Perhaps the most significant change made to the SUP01 since its unveiling at Computex 2023 is the addition of mesh; three mesh panels cover the front, top, and back side panels to maximize airflow (don't worry, there's still a tempered glass side panel). CPU cooling is best handled with a 360mm radiator, keeping the main chamber free of CPU heat. The radiator and the GPU exhaust fans mount in the back side panel channel, hinging on independent brackets that pivot to a 45° angle for ease of installation. For storage, two 2.5-inch drives can be installed in the main chamber, and two 3.5 or 2.5-inch drives can rest in a drive cage behind the power supply.

The 45-liter SUP01 retails for $149. Thankfully, the price tag of a SUP01 build won't be inflated by nine extra fans like other Lian Li case builds demand. For the future of Lian Li, look no further than Computex 2024, which will be covered live and in-person by Tom's Hardware from June 2-4. Lian Li always comes to the industry showcase with beautiful new hardware to show off, and we expect this year will be no different.

Freelance News Writer
  • pixelpusher220
    The GPU temps should definitely be lower, but the CPU seems problematic. That air flow chamber has intake fans right next to the radiator exhaust both of which are sandwiched behind the mobo. Going to be *lots* of recirculated hot air there I'd think.
    Reply
  • tennis2
    Dear case manufacturers,
    Please design/produce more mATX cases. Nobody has needed ATX for almost the past decade.


    45L though....Silverstone laughs. (would be nice to get an updated TJ08-E)
    Reply
  • bit_user
    The article said:
    The SUP01 contains three separate airflow loops, providing the front-mounted GPU and a radiator in the rear chamber with their own cool air supplies.
    This is what I've been saying! I'm not sure you need 3, but certainly the radiator should have its own cool air supply, finally putting to bed the debate of whether to mount it at the intake or exhaust!
    Reply
  • bit_user
    tennis2 said:
    Dear case manufacturers,
    Please design/produce more mATX cases. Nobody has needed ATX for almost the past decade.
    I just bought a full ATX case, a few moths ago. It's definitely not true that nobody needs them. Manufacturers know how many of what case types they're selling.

    Part of this is due to the awfulness of the M.2 form factor, for desktop computing. People wanting multiple M.2 slots will tend to gravitate towards larger motherboards. However, I think that's not the only reason for ATX's enduring popularity.

    P.S. I did also just build a Thin mini-ITX case, next to which this micro-ATX case is positively enormous!
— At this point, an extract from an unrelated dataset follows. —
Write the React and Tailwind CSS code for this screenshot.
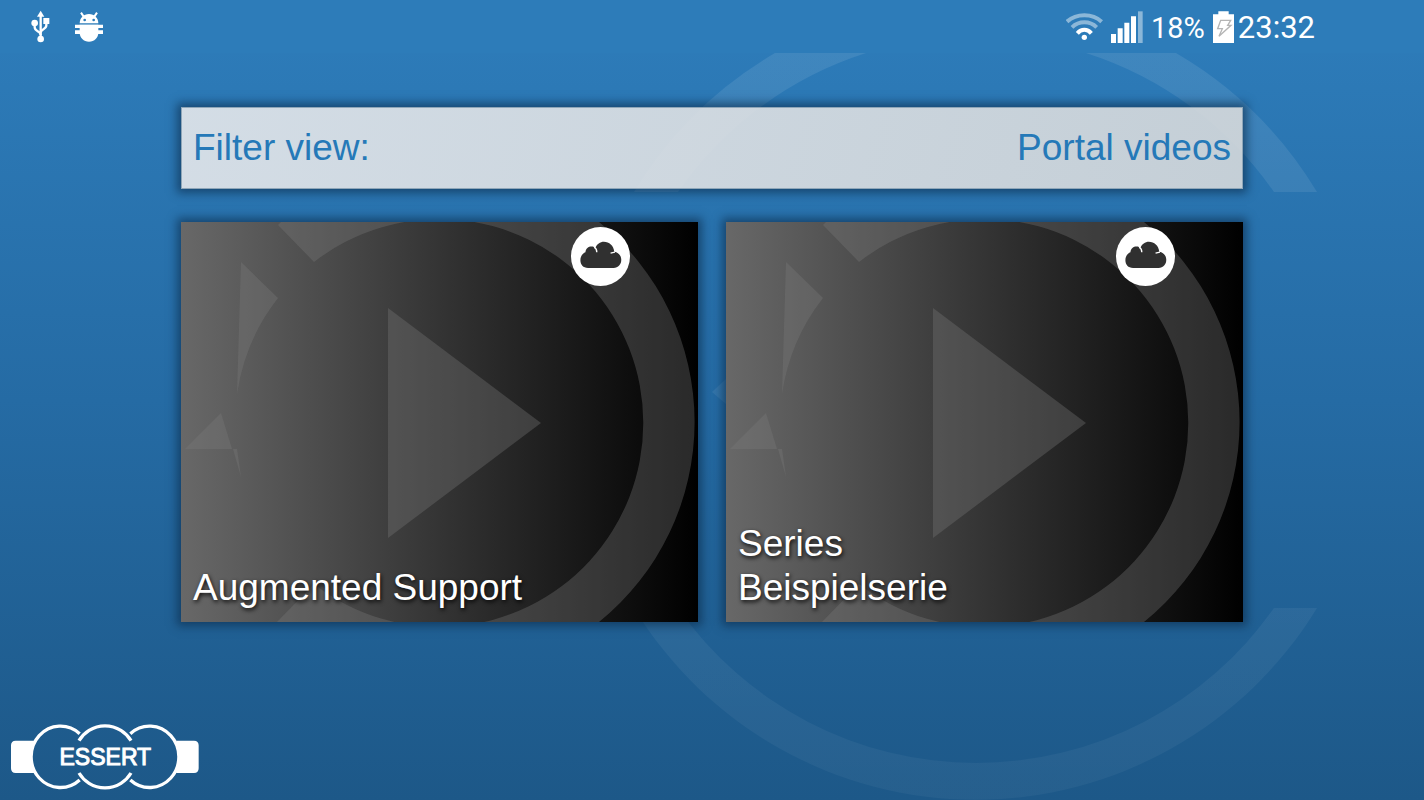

    Also, I wish mini-STX boards & cases had caught on, in the DIY market, so that we could build our own mini-PCs rather than having to buy them as black box appliances.
    Reply
  • thestryker
    The design seems mostly good, but flow through video card coolers will be blowing hot air right onto your DRAM. There is no direct airflow over the top part of the case either so it will be interesting to see how that impacts temperatures which can have an impact on stability at higher memory clocks.
    pixelpusher220 said:
    The GPU temps should definitely be lower, but the CPU seems problematic. That air flow chamber has intake fans right next to the radiator exhaust both of which are sandwiched behind the mobo. Going to be *lots* of recirculated hot air there I'd think.
    Those are exhaust not intake.
    Reply
  • pipsq33k
    tennis2 said:
    Dear case manufacturers,
    Please design/produce more mATX cases. Nobody has needed ATX for almost the past decade.


    45L though....Silverstone laughs. (would be nice to get an updated TJ08-E)
    Still rocking my TJ08-E from 2012! Oh, my old warhorse.
    Reply
  • Notton
    It's not a "micro ATX" case. It's clearly ATX. There are 7 slots on the back there.
    45L is not compact. That's larger than your typical 18" carry-on suitcase.

    It does have a small footprint, which is good.
    Reply
  • tennis2
    Notton said:
    It's not a "micro ATX" case. It's clearly ATX. There are 7 slots on the back there
    Good eye!
    They even have a full ATX mobo in the build shots
    Reply
  • Notton
    https://lian-li.com/product/sup-01/
    Oh another thing I noticed. The case only supports low profile cards when directly plugged into the mobo.
    I was wondering how they managed to add a radiator on the back of the mobo in that small footprint.
    Reply
  • bit_user
    Notton said:
    Oh another thing I noticed. The case only supports low profile cards when directly plugged into the mobo.
    I wish I could buy a nice low-profile tower case that still supports a full-sized ATX board & power supply.